Bam! Something amazing has just happened.
An amazing human being just walked through the front door, pulled you aside, and shared their idea to donate money to your organization. They might’ve said, “You know what, Clay? Those roof tiles are looking a little worn, and I’ve noticed the leak that’s sprung in the corner of the lobby. I want to help replace your roof.” Great! Or they might’ve said, “Your organization has been there for me and our community when we needed you the most, so I want to give this check to you. Do with it as you please.”
It’s something special when you find someone who believes in your cause enough to relinquish their hard-earned cash. But how do you plan to maintain a high donor-retention rate? Those who are willing to give are the heart and blood of a nonprofit. After all, running an organization still costs money, no matter how good its intentions. But how do you nudge them to evolve their generosity from a one-time event to a continued experience? A commitment like that is much harder to earn, and it means being there for them as much as they are for you.

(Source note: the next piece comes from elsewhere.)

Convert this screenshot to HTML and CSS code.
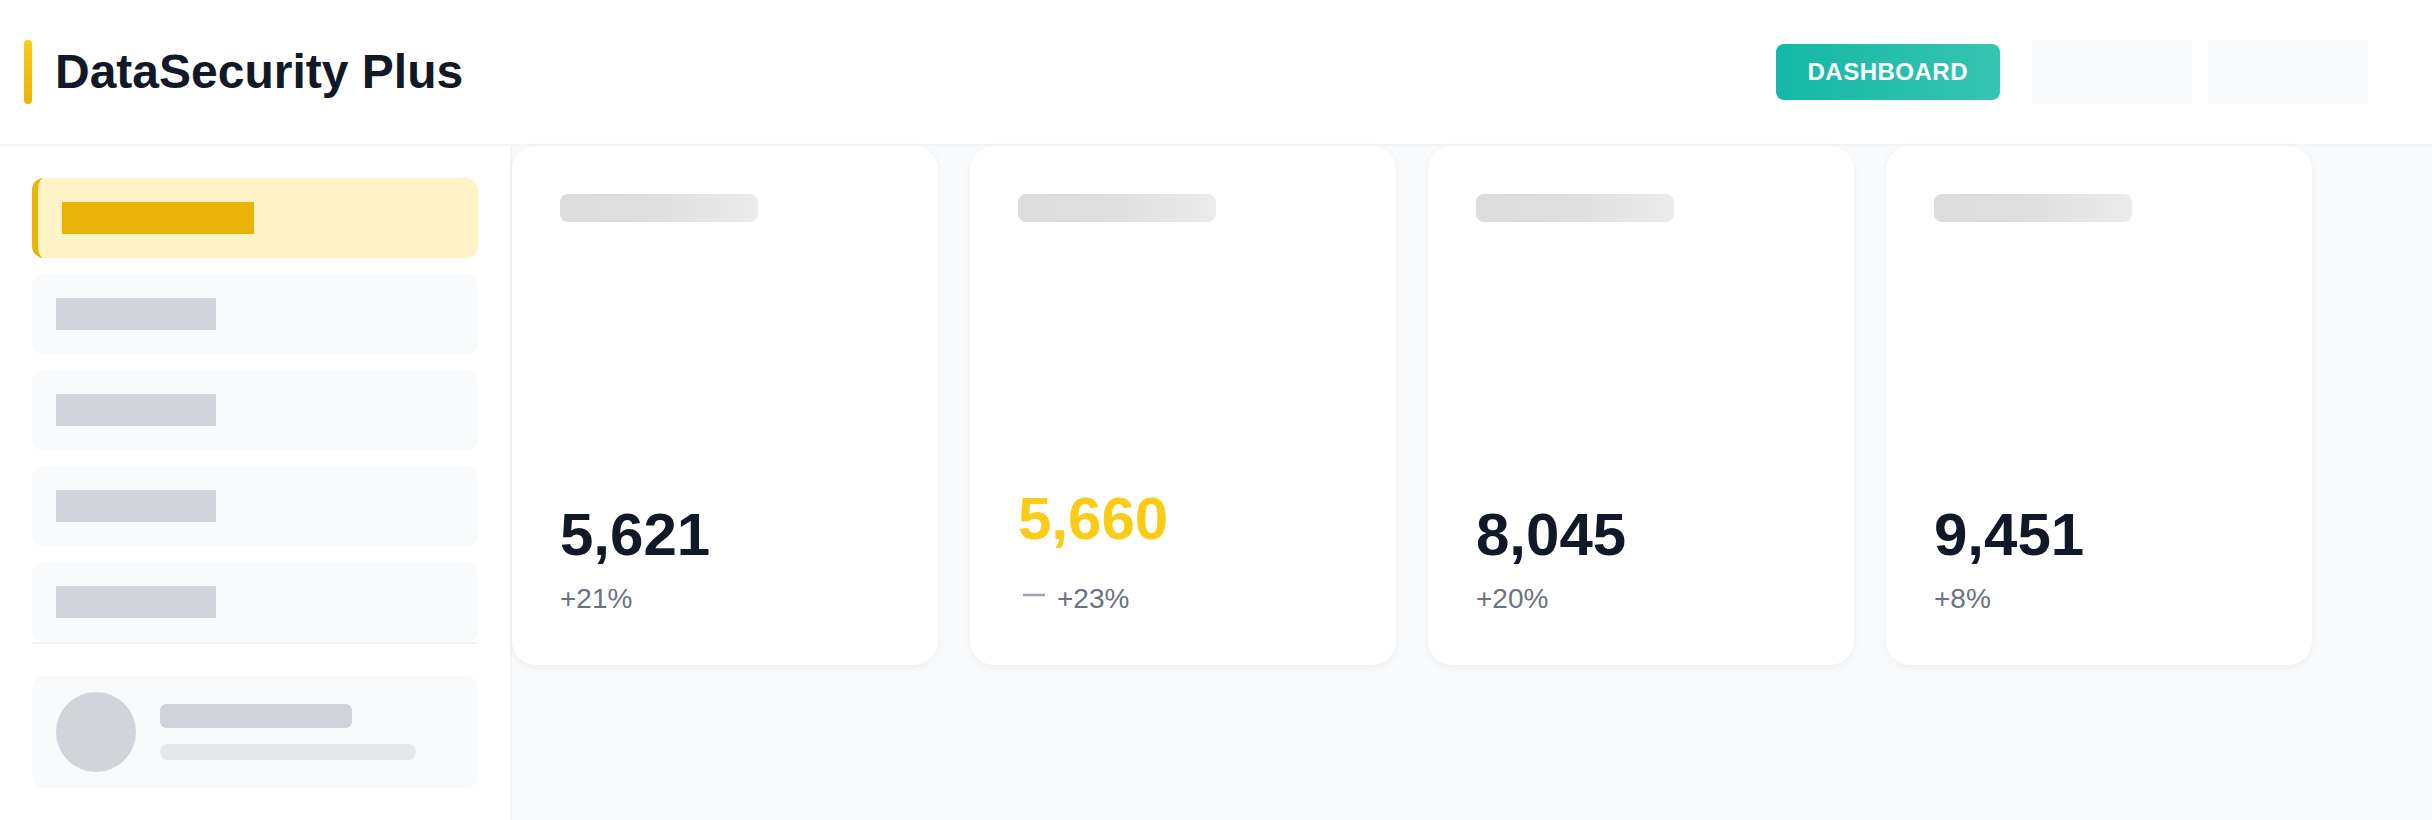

Remember To Treat Donors As People
First and foremost, you can’t treat a person like a piggybank. A big part of donor retention is acknowledgement, which is as simple as a strategy can get. Most people who donate do so because not only do they want to help a good cause, they also have a yearning to be recognized for it. It feels good, so do what you can to make their donation as rewarding as possible. Call them up and thank them over the phone (without asking for money). If you’re the type of organization to participate in public events, be sure to mention their name to those attending. You’ve got all sorts of paraphernalia as well. Add their name to a pamphlet or brochure. The key is to develop a relationship so they feel they are an intimate part of what your organization does.
Bugging people for multiple donations is not the right approach, since it undermines why they donated in the first place. Charity for the sake of charity is more powerful than charity out of obligation. (Can you really call it charity then?) This means if an individual expresses a distaste toward being pressured into giving, respect them for that.
Practicing restraint may be difficult. After all, money isn’t only a commodity. It’s the bottom line for a business to run. Bringing up the possibility of multiple donations isn’t such a terrible thing, but don’t push them. Do your best to recognize them for the donations they’ve already given, and hopefully they’ll come around. If they don’t, at least you’ve maintained positive relationships with your patrons.
Do It Right
Lastly, consider approaching donor acquisition intelligently. Do research on who interacts with your organization. Keep track of your visitors and look for the repeat offenders—those who enjoy you enough to keep coming back. Shotgun methods of approaching anyone who walks through the door will become repetitive with similar results, and your other patrons will take note of what looks like desperation. Instead, focus on friendship building before you consider asking them for donations. If they get to know you and your mission first, they’ll be more receptive to the idea of sacrificing what their hard work has earned them.
Whether it is donor retention or anything else in life, people should never be treated as a means to an end. They should be respected and befriend your organization. After all, organizations are made up of people.